EUA, G7 e OTAN versus China e Rússia
Os esforços dos EUA no G7 e na OTAN têm se voltado ao fortalecimento da postura multilateral contra a China e a Rússia, aspecto que já se desenhava desde o começo da administração Biden e que dá continuidade à política de Trump.
Para frear o avanço chinês na América Latina, os senadores Bob Menéndez, Marco Rubio, Ted Cruz, Tim Kaine e Ben Cardin propuseram desde agosto de 2020 a “Lei de Promoção da Competitividade, Transparência e Segurança nas Américas” (ACTSA, na sigla em inglês). Esta lei, de caráter extraterritorial, pretende melhorar e ampliar a presença dos EUA na região e rebater o avanço chinês na infraestrutura física e digital (com a rede 5G). A lei propõe melhorar ferramentas econômicas e a presença diplomática dos EUA na América Latina, rebater “práticas econômicas malignas” e apoiar o financiamento da sociedade civil através da assistência para o desenvolvimento.

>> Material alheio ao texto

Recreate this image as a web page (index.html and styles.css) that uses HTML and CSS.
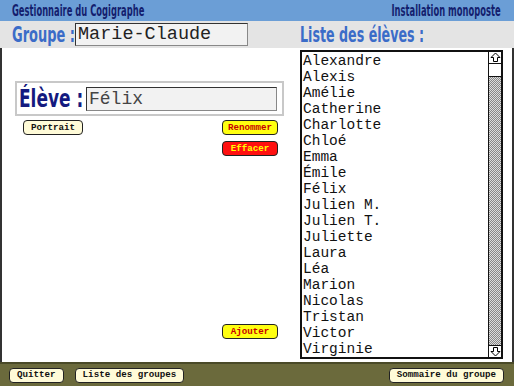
FILE: index.html
```html
<!DOCTYPE html>
<html lang="fr">
<head>
<meta charset="utf-8">
<title>Gestionnaire du Cogigraphe</title>
<link rel="stylesheet" href="styles.css">
</head>
<body>
<div class="app">
  <div class="header">
    <span class="hbox"><span class="htext">Gestionnaire du Cogigraphe</span></span>
    <span class="hbox right-box"><span class="htext right-text">Installation monoposte</span></span>
  </div>
  <div class="band">
    <div class="band-left">
      <span class="label-box"><span class="label">Groupe :</span></span>
      <div class="field group-field">Marie-Claude</div>
    </div>
    <div class="band-right"><span class="label-box wide"><span class="label">Liste des élèves :</span></span></div>
  </div>
  <div class="content">
    <div class="left">
      <div class="eleve-box">
        <span class="eleve-box-label"><span class="eleve-label">Élève :</span></span>
        <div class="field eleve-field">Félix</div>
      </div>
      <div class="btn-row">
        <button class="btn cream">Portrait</button>
        <button class="btn yellow">Renommer</button>
      </div>
      <div class="btn-row end">
        <button class="btn red">Effacer</button>
      </div>
      <div class="btn-row end bottom">
        <button class="btn yellow">Ajouter</button>
      </div>
    </div>
    <div class="right">
      <div class="list">
        <ul class="items">
          <li>Alexandre</li>
          <li>Alexis</li>
          <li>Amélie</li>
          <li>Catherine</li>
          <li>Charlotte</li>
          <li>Chloé</li>
          <li>Emma</li>
          <li>Émile</li>
          <li>Félix</li>
          <li>Julien M.</li>
          <li>Julien T.</li>
          <li>Juliette</li>
          <li>Laura</li>
          <li>Léa</li>
          <li>Marion</li>
          <li>Nicolas</li>
          <li>Tristan</li>
          <li>Victor</li>
          <li>Virginie</li>
        </ul>
        <div class="scrollbar">
          <div class="arrow">
            <svg width="11" height="11" viewBox="0 0 11 11"><path d="M5.5 1 L10 5.5 L7.5 5.5 L7.5 9.5 L3.5 9.5 L3.5 5.5 L1 5.5 Z" fill="#fff" stroke="#000" stroke-width="1"/></svg>
          </div>
          <div class="thumb"></div>
          <div class="track"></div>
          <div class="arrow">
            <svg width="11" height="11" viewBox="0 0 11 11"><path d="M5.5 10 L10 5.5 L7.5 5.5 L7.5 1.5 L3.5 1.5 L3.5 5.5 L1 5.5 Z" fill="#fff" stroke="#000" stroke-width="1"/></svg>
          </div>
        </div>
      </div>
    </div>
  </div>
  <div class="footer">
    <div class="footer-left">
      <button class="btn cream">Quitter</button>
      <button class="btn cream">Liste des groupes</button>
    </div>
    <button class="btn cream">Sommaire du groupe</button>
  </div>
</div>
</body>
</html>
```

FILE: styles.css
```css
* { box-sizing: border-box; }
html, body { margin: 0; padding: 0; }
body { width: 514px; height: 386px; overflow: hidden; background: #fff; }
.app { width: 514px; height: 386px; display: flex; flex-direction: column; }

.header {
  height: 21px;
  background: #6b9ed6;
  display: flex;
  justify-content: space-between;
  align-items: center;
  padding: 0 13px 0 12px;
  font-family: "DejaVu Sans", sans-serif;
  font-weight: bold;
  font-size: 15px;
  color: #141e6e;
}
.hbox { width: 151px; white-space: nowrap; display: flex; }
.right-box { width: 123px; justify-content: flex-end; }
.htext { display: inline-block; flex-shrink: 0; transform: scaleX(0.558); transform-origin: left center; }
.right-text { transform-origin: right center; }

.band {
  height: 27px;
  background: #e4e4e4;
  display: flex;
  align-items: center;
}
.band-left { width: 300px; display: flex; align-items: center; padding-left: 12px; gap: 5px; }
.band-right { flex: 1; }
.label-box { display: block; width: 58px; white-space: nowrap; }
.label-box.wide { width: 124px; }
.label {
  display: inline-block;
  font-family: "DejaVu Sans", sans-serif;
  font-weight: bold;
  font-size: 20.5px;
  color: #3b6cc8;
  transform: scaleX(0.633);
  transform-origin: left center;
}
.wide .label { transform: scaleX(0.618); }

.field {
  background: #f2f2f2;
  border: 1px solid #333;
  border-right-color: #888;
  border-bottom-color: #888;
  font-family: "Liberation Mono", monospace;
  color: #222;
}
.group-field { width: 173px; height: 23px; font-size: 18.5px; line-height: 21px; padding-left: 2px; }

.content { flex: 1; display: flex; border-left: 2px solid #333; border-right: 2px solid #333; }
.left { width: 298px; display: flex; flex-direction: column; padding: 33px 0 23px 13px; }
.eleve-box {
  width: 269px;
  height: 35px;
  border: 2px solid #c8c8c8;
  display: flex;
  align-items: center;
  padding-left: 2px;
  gap: 5px;
}
.eleve-box-label { display: block; width: 62px; white-space: nowrap; }
.eleve-label {
  display: inline-block;
  font-family: "DejaVu Sans", sans-serif;
  font-weight: bold;
  font-size: 25px;
  color: #141a80;
  transform: scaleX(0.68);
  transform-origin: left center;
}
.eleve-field { width: 191px; height: 24px; font-size: 18px; line-height: 22px; padding-left: 2px; color: #444; }

.btn-row { display: flex; justify-content: space-between; padding: 0 6px 0 8px; margin-top: 4px; width: 269px; }
.btn-row.end { justify-content: flex-end; margin-top: 6px; }
.btn-row.bottom { margin-top: auto; }

.btn {
  height: 15px;
  padding: 0 7px;
  border: 1px solid #222;
  border-radius: 4px;
  font-family: "Liberation Mono", monospace;
  font-weight: bold;
  font-size: 9.2px;
  line-height: 12px;
  cursor: pointer;
}
.cream { background: #fffbd8; color: #111; }
.yellow { background: #ffff10; color: #c80000; width: 56px; padding: 0; }
.red { background: #ff1010; color: #ffff00; width: 56px; padding: 0; }

.right { flex: 1; padding: 2px 9px 3px 0; }
.list {
  height: 100%;
  border: 2px solid #111;
  display: flex;
  background: #fff;
}
.items {
  flex: 1;
  list-style: none;
  margin: 0;
  padding: 1px 0 0 1px;
  font-family: "Liberation Mono", monospace;
  font-size: 14.5px;
  line-height: 16px;
  color: #111;
}
.scrollbar {
  width: 13px;
  border-left: 1px solid #111;
  display: flex;
  flex-direction: column;
}
.arrow { height: 12px; display: flex; align-items: center; justify-content: center; background: #fff; }
.arrow:first-child { border-bottom: 1px solid #111; }
.arrow:last-child { border-top: 1px solid #111; }
.thumb { height: 13px; background: #fff; border-bottom: 1px solid #111; }
.track {
  flex: 1;
  background-color: #fff;
  background-image: repeating-conic-gradient(#888 0 25%, #ddd 0 50%);
  background-size: 2px 2px;
}

.footer {
  height: 24px;
  background: #6b6a3c;
  border-top: 2px solid #4a4a28;
  display: flex;
  justify-content: space-between;
  align-items: center;
  padding: 0 10px 0 9px;
}
.footer-left { display: flex; gap: 11px; }
.footer .btn { padding: 0 7px; }
```
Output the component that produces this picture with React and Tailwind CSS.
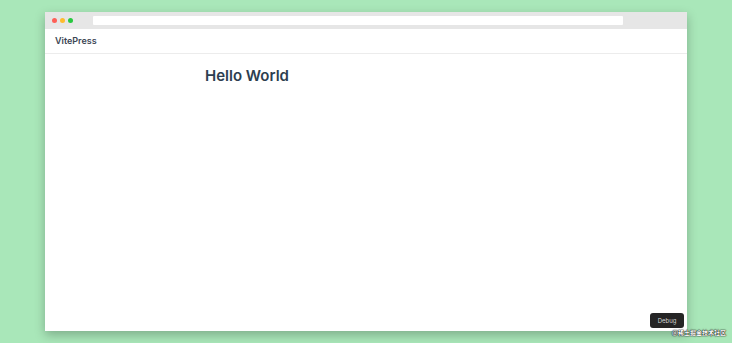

Por último, existe um orçamento discricionário do Departamento de Defesa para a Iniciativa de Dissuasão do Pacífico que consistirá em 715 bilhões de dólares para modernizar e criar capacidades militares de dissuasão da China e da Rússia.
A iniciativa de Biden para “construir um mundo melhor” busca ser o aríete usado pelos EUA para propor “sair da crise”. Para isso, há três aspectos críticos: 1) recorrer e reformar o sistema multilateral, o que inclui pelo menos a Organização Mundial de Saúde (OMS) e a Organização Mundial de Comércio (OMC); 2) reativar a presença dos EUA no G7, G20, OTAN, entre outros; 3) aproveitar o financiamento através de empréstimos do BID, FMI, Banco Mundial e instituições do governo estadunidense para propiciar investimentos privados em regiões como a América Latina, África e Indo-Pacífico.
Ao mesmo tempo, Biden enfrenta a China no aspecto comercial, que propôs – através da Associação Econômica Integral Regional (RCEP) e a da Nova Rota da Seda (OBOR, na sigla em inglês) – uma nova geopolítica no Pacífico e ingressou em organismos multilaterais ocidentais, daí a necessidade dos EUA de “Reformar, Reativar, Financiar” em um mundo que tende à “bloquização”. O apoio do G7 aos países do Sul global para a vacinação contra a Covid-19 chega tarde, porque vários desses países começaram a utilizar vacinas produzidas pela China e pela Rússia diante da limitação do mecanismo COVAX e do acaparamento de vacinas dos países do Norte. Nesse sentido, apesar do bloqueio, Cuba avançou na vacinação produzindo vacinas próprias, que estão sendo exportadas a alguns países da região.